Wednesday, May 21, 2008

Shock and Awe

Shock and awe as a strategy and/or battle tactic did not originate with Republican politicians in Washington with and military leaders before the invasion of Iraq in 2003. No, a curious fellow Confederate in the Civil War commented that "since most men tended to look at a battlefield with fear and revulsion, he sought to make the enemy’s initial impression of it as ‘shocking’ as he could. Rather than hold a significant force in reserve, he tried to deliver all he had in the ‘fiercest’ way possible, so as to immediately ‘overawe and demoralize.’ Then ‘with unabated fury, by a constant repetition of blows’ he could kill, capture, and drive the foe ‘with but little difficulty.’" And so it came down for America’s capture of Baghdad. So it played out for Nathan Bedford Forrest as a lieutenant colonel in the Civil War. Shock and awe, however, have been redefined as disgust and disaster when it comes to the two Democrat Presidential candidates in today’s battle for the Presidency.
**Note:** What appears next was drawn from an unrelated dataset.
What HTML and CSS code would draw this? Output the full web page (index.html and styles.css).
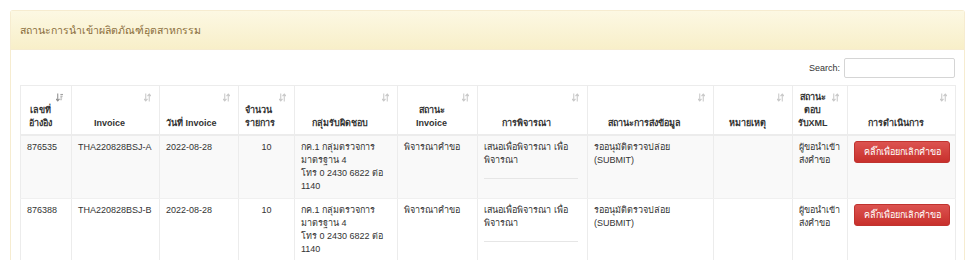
FILE: index.html
```html
<!DOCTYPE html>
<html lang="th">
<head>
<meta charset="utf-8">
<title>สถานะการนำเข้าผลิตภัณฑ์อุตสาหกรรม</title>
<link rel="stylesheet" href="styles.css">
</head>
<body>
<div class="panel">
  <div class="panel-heading">สถานะการนำเข้าผลิตภัณฑ์อุตสาหกรรม</div>
  <div class="panel-body">
    <div class="search-row">
      <label class="search-label">Search:</label>
      <input class="search-input" type="text">
    </div>
    <table class="grid">
      <colgroup>
        <col style="width:51px"><col style="width:88px"><col style="width:79px"><col style="width:56px">
        <col style="width:103px"><col style="width:80px"><col style="width:110px"><col style="width:126px">
        <col style="width:79px"><col style="width:55px"><col style="width:108px">
      </colgroup>
      <thead>
        <tr>
          <th class="sorted">เลขที่<br>อ้างอิง<svg class="sort-icon" viewBox="0 0 8 9"><path d="M2 0v8M0 6l2 2.5L4 6" stroke="#8e8e8e" stroke-width="1.2" fill="none"/><path d="M5 1h3M5 3h2.5M5 5h2M5 7h1.5" stroke="#8e8e8e" stroke-width="1"/></svg></th>
          <th>Invoice<svg class="sort-icon" viewBox="0 0 8 9"><path d="M2 0v8.5M0 6l2 2.5L4 6M6 0.5v8.5M4 3l2-2.5L8 3" stroke="#c8c8c8" stroke-width="1.2" fill="none"/></svg></th>
          <th class="left">วันที่ Invoice<svg class="sort-icon" viewBox="0 0 8 9"><path d="M2 0v8.5M0 6l2 2.5L4 6M6 0.5v8.5M4 3l2-2.5L8 3" stroke="#c8c8c8" stroke-width="1.2" fill="none"/></svg></th>
          <th class="left">จำนวน<br>รายการ<svg class="sort-icon" viewBox="0 0 8 9"><path d="M2 0v8.5M0 6l2 2.5L4 6M6 0.5v8.5M4 3l2-2.5L8 3" stroke="#c8c8c8" stroke-width="1.2" fill="none"/></svg></th>
          <th>กลุ่มรับผิดชอบ<svg class="sort-icon" viewBox="0 0 8 9"><path d="M2 0v8.5M0 6l2 2.5L4 6M6 0.5v8.5M4 3l2-2.5L8 3" stroke="#c8c8c8" stroke-width="1.2" fill="none"/></svg></th>
          <th>สถานะ<br>Invoice<svg class="sort-icon" viewBox="0 0 8 9"><path d="M2 0v8.5M0 6l2 2.5L4 6M6 0.5v8.5M4 3l2-2.5L8 3" stroke="#c8c8c8" stroke-width="1.2" fill="none"/></svg></th>
          <th>การพิจารณา<svg class="sort-icon" viewBox="0 0 8 9"><path d="M2 0v8.5M0 6l2 2.5L4 6M6 0.5v8.5M4 3l2-2.5L8 3" stroke="#c8c8c8" stroke-width="1.2" fill="none"/></svg></th>
          <th>สถานะการส่งข้อมูล<svg class="sort-icon" viewBox="0 0 8 9"><path d="M2 0v8.5M0 6l2 2.5L4 6M6 0.5v8.5M4 3l2-2.5L8 3" stroke="#c8c8c8" stroke-width="1.2" fill="none"/></svg></th>
          <th>หมายเหตุ<svg class="sort-icon" viewBox="0 0 8 9"><path d="M2 0v8.5M0 6l2 2.5L4 6M6 0.5v8.5M4 3l2-2.5L8 3" stroke="#c8c8c8" stroke-width="1.2" fill="none"/></svg></th>
          <th class="narrow">สถานะ<br>ตอบ<br>รับXML<svg class="sort-icon" viewBox="0 0 8 9"><path d="M2 0v8.5M0 6l2 2.5L4 6M6 0.5v8.5M4 3l2-2.5L8 3" stroke="#c8c8c8" stroke-width="1.2" fill="none"/></svg></th>
          <th>การดำเนินการ<svg class="sort-icon" viewBox="0 0 8 9"><path d="M2 0v8.5M0 6l2 2.5L4 6M6 0.5v8.5M4 3l2-2.5L8 3" stroke="#c8c8c8" stroke-width="1.2" fill="none"/></svg></th>
        </tr>
      </thead>
      <tbody>
        <tr class="odd">
          <td>876535</td>
          <td>THA220828BSJ-A</td>
          <td>2022-08-28</td>
          <td class="center">10</td>
          <td>กค.1 กลุ่มตรวจการมาตรฐาน 4<br>โทร 0 2430 6822 ต่อ 1140</td>
          <td>พิจารณาคำขอ</td>
          <td><div class="consider">เสนอเพื่อพิจารณา เพื่อพิจารณา</div></td>
          <td>รออนุมัติตรวจปล่อย (SUBMIT)</td>
          <td></td>
          <td>ผู้ขอนำเข้าส่งคำขอ</td>
          <td><button class="btn-cancel" type="button">คลิ๊กเพื่อยกเลิกคำขอ</button></td>
        </tr>
        <tr>
          <td>876388</td>
          <td>THA220828BSJ-B</td>
          <td>2022-08-28</td>
          <td class="center">10</td>
          <td>กค.1 กลุ่มตรวจการมาตรฐาน 4<br>โทร 0 2430 6822 ต่อ 1140</td>
          <td>พิจารณาคำขอ</td>
          <td><div class="consider">เสนอเพื่อพิจารณา เพื่อพิจารณา</div></td>
          <td>รออนุมัติตรวจปล่อย (SUBMIT)</td>
          <td></td>
          <td>ผู้ขอนำเข้าส่งคำขอ</td>
          <td><button class="btn-cancel" type="button">คลิ๊กเพื่อยกเลิกคำขอ</button></td>
        </tr>
      </tbody>
    </table>
  </div>
</div>
</body>
</html>
```

FILE: styles.css
```css
html, body {
  margin: 0;
  padding: 0;
  background: #ffffff;
}
body {
  padding: 10px 10px 0 10px;
  font-family: "Liberation Sans", Arial, sans-serif;
  font-size: 9px;
  line-height: 13px;
  color: #333333;
}
.panel {
  border: 1px solid #f6ecd0;
  border-bottom: none;
  border-radius: 3px 3px 0 0;
}
.panel-heading {
  background: linear-gradient(to bottom, #fcf8e3 0%, #f8efc9 100%);
  color: #8a6d3b;
  font-size: 10.5px;
  line-height: 18px;
  padding: 10px 9px 10px 9px;
  border-bottom: 1px solid #f6ecd0;
}
.panel-body {
  padding: 8px 9px 0 9px;
}
.search-row {
  display: flex;
  justify-content: flex-end;
  align-items: center;
  gap: 4px;
  margin-bottom: 7px;
}
.search-label {
  font-size: 9px;
}
.search-input {
  box-sizing: border-box;
  width: 111px;
  height: 20px;
  border: 1px solid #d5d5d5;
  border-radius: 2px;
  margin: 0;
}
.grid {
  table-layout: fixed;
  width: 935px;
  border-collapse: collapse;
  border: 1px solid #ececec;
}
.grid th, .grid td {
  border-right: 1px solid #ececec;
  word-wrap: break-word;
}
.grid th {
  position: relative;
  font-weight: bold;
  text-align: center;
  vertical-align: bottom;
  white-space: nowrap;
  padding: 5px 18px 4px 6px;
  border-bottom: 2px solid #ececec;
}
.grid th.left {
  text-align: left;
}
.grid th.narrow {
  padding-left: 3px;
}
.sort-icon {
  position: absolute;
  top: 7px;
  right: 8px;
  width: 7px;
  height: 9px;
}
.grid td {
  vertical-align: top;
  text-align: left;
  padding: 5px 6px 5px 6px;
  height: 51px;
  border-bottom: 1px solid #f0f0f0;
}
.grid tr.odd td {
  background: #f9f9f9;
}
.grid td.center {
  text-align: center;
}
.consider {
  padding-bottom: 11px;
  border-bottom: 1px solid #e6e6e6;
  margin-right: 3px;
}
.btn-cancel {
  display: block;
  width: 96px;
  height: 22px;
  margin-top: 0;
  padding: 0;
  border: 1px solid #c0332f;
  border-radius: 3px;
  background: linear-gradient(to bottom, #dc5350 0%, #c8302c 100%);
  color: #ffffff;
  font-family: inherit;
  font-size: 9px;
  line-height: 20px;
  text-align: center;
}
```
Disgust as Hellary Clinton, Disaster as Barack Obama. Barack would throw shock and awe into the dustbin of history and replace it with a gentler, kinder diplomacy without preconditions. Even a former Democratic secretary of state, Dean Acheson, warned us that "no people in history have ever survived, who thought they could protect their freedom by making themselves inoffensive to their enemies."